O economista americano Thomas Cooper escreveu: "As modernas noções de economia política entre os operários e mecânicos foram expostas, embora não muito claramente, por Thomas Hodgskin, no seu trabalho sobre Popular Political Economy... Se tais são as propostas que os mecânicos, agindo em seu conjunto, devem pôr em execução, é mais do que oportuno que se aliem os que têm propriedades a perder e famílias a proteger". O "temor do nivelamento" sobre a economia política ricardiana era, portanto, uma realidade. Baseados nesta noção do perigo que o nivelamento do conhecimento sobre a economia política ricardiana poderia representar para as classes proprietárias, os "lutadores alugados" a que se refere Marx voltavam suas baterias para a desconstrução dos elementos "perigosos" da obra de Ricardo, por meio de um "esforço para expor tantas teorias apologéticas do lucro quanto possível, não importando se eram coerentes ou não". "Não é injusto, pensamos nós, dizer que economistas como Scrope, Read e Longfield tendiam em graus variáveis para a opinião de que se uma doutrina 'inculcava princípios perniciosos', se negava que a riqueza sob a ocorrência livre devia caber aos seus 'justos' proprietários, ou se podia interpretar-se de modo a impugnar os motivos ou capacidade do Todo-Poderoso, ela devia ser necessariamente falsa. O método de abordagem básico por êles utilizado, em outras palavras, era determinado pela convicção de que o socialmente perigoso não podia, em hipótese alguma, ser verdadeiro".
O movimento foi extremamente bem sucedido pois ao final da década a concepção geral sobre a economia ricardiana já era completamente outra. "Em princípios da década de 1830, ouviram-se sugestões gerais de que a experiência industrial havia comprovado ser falsa a teoria ricardiana da relação inversa entre salários e lucros ... Os conceitos ricardianos do valor corporificado no trabalho, e do lucro como uma espécie de mais-valia, que se mostrara útil aos radicais, figuraram entre os primeiros a serem reformulados ou rejeitados". Neste contexto "explicou-se o lucro não como resultado de algo que o trabalhador fazia, mas como consequência e recompensa de algo por que era responsável o capitalista ou o capital. John Stuart Mill, crescendo na atmosfera revisionista, nenhuma dificuldade encontrou em incorporar o conceito de abstinência de Senior ao seu sistema ...". "O sistema de Ricardo, em resumo, foi expungido da maioria dos elementos mais obviamente desarmoniosos, especialmente os que poderiam ter sido usados para sugerir a existência de um real conflito de interesses econômicos entre as classes sociais sob o capitalismo ou que o progresso sob o sistema poderia ser limitado por qualquer outra razão".

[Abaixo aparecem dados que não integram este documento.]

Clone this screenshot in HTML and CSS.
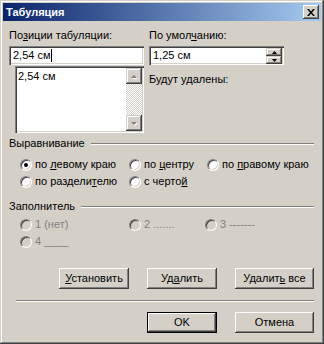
FILE: index.html
```html
<!DOCTYPE html>
<html lang="ru">
<head>
    <meta charset="UTF-8">
    <title>Табуляция</title>
    <link rel="stylesheet" href="styles.css">
</head>
<body>
    <div class="window">
        <div class="titlebar">
            <span class="title">Табуляция</span>
            <div class="close">
                <svg width="8" height="7" viewBox="0 0 8 7"><path d="M0 0h2l2 2.4L6 0h2L5 3.5 8 7H6L4 4.6 2 7H0l3-3.5z" fill="#000"/></svg>
            </div>
        </div>
        <div class="content">
            <div class="top">
                <div class="col">
                    <div class="label">По<u>з</u>иции табуляции:</div>
                    <div class="field">2,54 см<span class="caret"></span></div>
                    <div class="list">
                        <div class="list-items">
                            <div class="item">2,54 см</div>
                        </div>
                        <div class="scrollbar">
                            <div class="sbtn">
                                <svg width="8" height="5" viewBox="0 0 8 5"><path d="M4 1 7 4H1z" fill="#fff" transform="translate(1 1)"/><path d="M4 0 7 3H1z" fill="#808080" transform="translate(0 1)"/></svg>
                            </div>
                            <div class="track"></div>
                            <div class="sbtn">
                                <svg width="8" height="5" viewBox="0 0 8 5"><path d="M1 1h6L4 4z" fill="#fff" transform="translate(1 1)"/><path d="M1 1h6L4 4z" fill="#808080"/></svg>
                            </div>
                        </div>
                    </div>
                </div>
                <div class="col">
                    <div class="label">По умол<u>ч</u>анию:</div>
                    <div class="field spin">
                        <span class="spin-text">1,25 см</span>
                        <div class="spin-btns">
                            <div class="spin-btn"><svg width="5" height="3" viewBox="0 0 5 3"><path d="M2.5 0 5 3H0z" fill="#000"/></svg></div>
                            <div class="spin-btn"><svg width="5" height="3" viewBox="0 0 5 3"><path d="M0 0h5L2.5 3z" fill="#000"/></svg></div>
                        </div>
                    </div>
                    <div class="label removed">Будут удалены:</div>
                </div>
            </div>

            <div class="group">
                <div class="group-head"><span>Выравнивание</span><div class="etch"></div></div>
                <div class="radios">
                    <div class="radio"><span class="dot checked"></span><span>по <u>л</u>евому краю</span></div>
                    <div class="radio"><span class="dot"></span><span>по <u>ц</u>ентру</span></div>
                    <div class="radio"><span class="dot"></span><span>по <u>п</u>равому краю</span></div>
                    <div class="radio"><span class="dot"></span><span>по раздели<u>т</u>елю</span></div>
                    <div class="radio"><span class="dot"></span><span>с черто<u>й</u></span></div>
                </div>
            </div>

            <div class="group fill">
                <div class="group-head"><span>Заполнитель</span><div class="etch"></div></div>
                <div class="radios disabled">
                    <div class="radio"><span class="dot"></span><span>1 (нет)</span></div>
                    <div class="radio"><span class="dot"></span><span>2 .......</span></div>
                    <div class="radio"><span class="dot"></span><span>3 -------</span></div>
                    <div class="radio"><span class="dot"></span><span>4 ____</span></div>
                </div>
            </div>

            <div class="buttons">
                <div class="btn"><span><u>У</u>становить</span></div>
                <div class="btn"><span>Уд<u>а</u>лить</span></div>
                <div class="btn wide"><span>Удалит<u>ь</u> все</span></div>
            </div>
            <div class="separator"></div>
            <div class="buttons ok-row">
                <div class="btn default">OK</div>
                <div class="btn wide">Отмена</div>
            </div>
        </div>
    </div>
</body>
</html>
```

FILE: styles.css
```css
body {
    margin: 0;
    background-color: #d4d0c8;
    font-family: "Liberation Sans", Arial, sans-serif;
    font-size: 11px;
    line-height: 13px;
    color: #000;
}
.window {
    width: 324px;
    height: 344px;
    box-sizing: border-box;
    padding: 3px;
    background-color: #d4d0c8;
    box-shadow: inset -1px -1px #404040, inset 1px 1px #d4d0c8, inset -2px -2px #808080, inset 2px 2px #fff;
}
.titlebar {
    height: 18px;
    display: flex;
    align-items: center;
    justify-content: space-between;
    padding: 0 2px 0 3px;
    background: linear-gradient(to right, #0a246a, #a6caf0);
}
.title {
    color: #fff;
    font-weight: bold;
    font-size: 11px;
}
.close {
    width: 16px;
    height: 14px;
    box-sizing: border-box;
    display: flex;
    align-items: center;
    justify-content: center;
    background-color: #d4d0c8;
    box-shadow: inset -1px -1px #404040, inset 1px 1px #fff, inset -2px -2px #808080;
}
.content {
    padding: 8px 7px 0 6px;
}
.top {
    display: flex;
    gap: 5px;
}
.col {
    width: 135px;
}
.label {
    height: 13px;
    margin-bottom: 4px;
}
.field {
    height: 19px;
    box-sizing: border-box;
    padding: 3px 3px 0 4px;
    background-color: #fff;
    box-shadow: inset 1px 1px #808080, inset 2px 2px #404040, inset -1px -1px #fff, inset -2px -2px #d4d0c8;
    white-space: nowrap;
}
.caret {
    display: inline-block;
    width: 1px;
    height: 13px;
    background-color: #000;
    vertical-align: top;
}
.list {
    display: flex;
    margin: 1px 0 0 6px;
    height: 67px;
    box-sizing: border-box;
    padding: 2px;
    background-color: #fff;
    box-shadow: inset 1px 1px #808080, inset 2px 2px #404040, inset -1px -1px #fff, inset -2px -2px #d4d0c8;
}
.list-items {
    flex: 1;
    padding: 2px 0 0 1px;
}
.scrollbar {
    width: 16px;
    display: flex;
    flex-direction: column;
}
.sbtn, .spin-btn {
    display: flex;
    align-items: center;
    justify-content: center;
    background-color: #d4d0c8;
    box-shadow: inset -1px -1px #404040, inset 1px 1px #d4d0c8, inset -2px -2px #808080, inset 2px 2px #fff;
}
.sbtn {
    height: 16px;
}
.track {
    flex: 1;
    background: repeating-conic-gradient(#d4d0c8 0 25%, #fff 0 50%) 0 0 / 2px 2px;
}
.spin {
    display: flex;
    justify-content: space-between;
    padding-right: 2px;
}
.spin-btns {
    display: flex;
    flex-direction: column;
    width: 16px;
    margin-top: -1px;
}
.spin-btn {
    height: 8px;
}
.removed {
    margin-top: 8px;
}
.group {
    margin-top: 4px;
}
.group-head {
    display: flex;
    align-items: center;
    height: 13px;
}
.etch {
    flex: 1;
    height: 0;
    margin-left: 6px;
    border-top: 1px solid #808080;
    border-bottom: 1px solid #fff;
}
.radios {
    display: grid;
    grid-template-columns: 109px 78px auto;
    grid-auto-rows: 17px;
    margin-top: 6px;
    padding-left: 11px;
}
.radio {
    display: flex;
    align-items: center;
    white-space: nowrap;
}
.dot {
    width: 12px;
    height: 12px;
    box-sizing: border-box;
    margin-right: 3px;
    border-radius: 50%;
    border: 1px solid;
    border-color: #808080 #fff #fff #808080;
    background-color: #fff;
    box-shadow: inset 1px 1px #404040, inset -1px -1px #d4d0c8;
    position: relative;
}
.dot.checked::after {
    content: "";
    position: absolute;
    left: 3px;
    top: 3px;
    width: 4px;
    height: 4px;
    border-radius: 50%;
    background-color: #000;
}
.fill {
    margin-top: 10px;
}
.fill .radios {
    margin-top: 3px;
    grid-template-columns: 109px 76px auto;
}
.disabled .radio {
    color: #808080;
}
.disabled .dot {
    background-color: #d4d0c8;
}
.buttons {
    display: flex;
    justify-content: flex-end;
    gap: 18px;
    margin-top: 18px;
}
.btn {
    width: 70px;
    height: 21px;
    box-sizing: border-box;
    display: flex;
    align-items: center;
    justify-content: center;
    background-color: #d4d0c8;
    box-shadow: inset -1px -1px #404040, inset 1px 1px #fff, inset -2px -2px #808080, inset 2px 2px #d4d0c8;
}
.btn.wide {
    width: 79px;
}
.btn.default {
    border: 1px solid #000;
}
.separator {
    margin: 11px 0 0 7px;
    border-top: 1px solid #808080;
    border-bottom: 1px solid #fff;
}
.ok-row {
    margin-top: 10px;
}
```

Dessa forma é muito interessante que o debate econômico hoje tenha tantas semelhanças com essa situação: pouco importa se os argumentos são válidos ou não, o que importa é que estejam defendendo o lado vencedor. Pouco importa que a previsão feita ontem pelo economista ortodoxo não tenha se concretizado, pois ele terá hoje e amanhã novo espaço na mídia para desfilar mais teses furadas quando confrontadas com a realidade, mas que são extremamente úteis para seus financiadores. E também é muito irônico que colegas economistas claramente posicionados do outro lado, efetivamente preocupados com os efeitos nada neutros dos últimos movimentos legislativos no Brasil, ataquem os “lutadores alugados” de hoje associando-os à caricatura de Ricardo que resultou exatamente de um processo parecido no século XIX.